I became ‘Aunty Jaya’ to all of them and helped them settle in. The young boys and girls, including truly dedicated ones like Kyaw Kyaw Htut, Shar Aung, Thin Thin Aye, Ma Thieu and others spent hours in discussing organization, the meaning of democracy, whether multinational corporations operating in Burma could help the development of the country while collaborating with a military dictatorship, ways of earning money through political and community programmes and organizing processions protesting military oppression in Burma. Noticeable among them for his sheer dedication and maturity was Soe Myint. But he had a serious court case against him for hijacking an Indian Airlines plane flying to Calcutta on 10 November 1990, which became almost intractable because of stringent international laws against hijacking in those days. It took almost ten years to extract him from the Kolkata High Court and persuade the government not to appeal or try too hard to look for witnesses who were not forthcoming. Soe Myint had merely held his fingers out like a revolver and covered them with a handkerchief, so it could not be considered a real act of terrorism.

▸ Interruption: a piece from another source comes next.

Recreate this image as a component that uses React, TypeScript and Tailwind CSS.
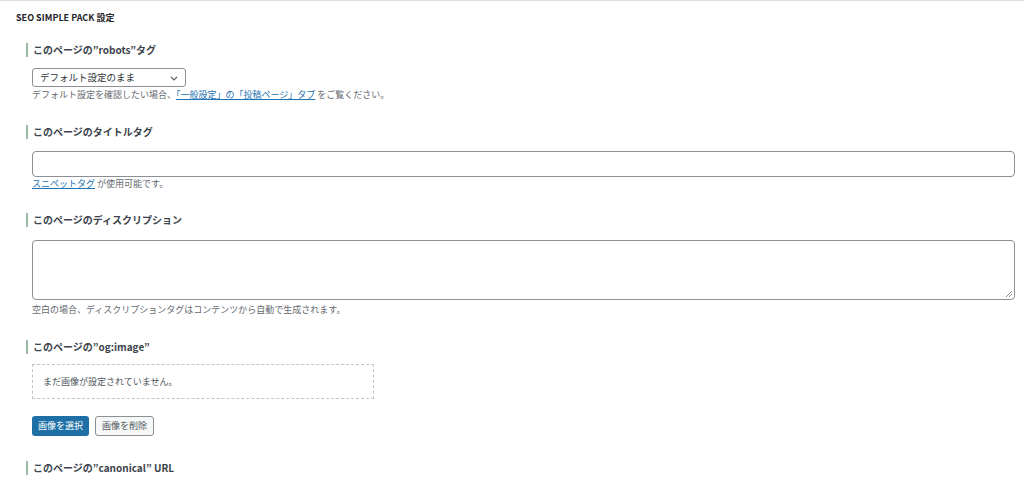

He had only intended to draw attention to the plight of Aung San Suu Kyi who was under house arrest in Rangoon.
Subsequently, Soe Myint wrote a book called Burma File: A Question of Democracy in 2003*, which was released by George Fernandes. During that book-release event, Soe Myint remarked that it was probably the first occasion in history that a defence minister of a country was releasing the book of a hijacker.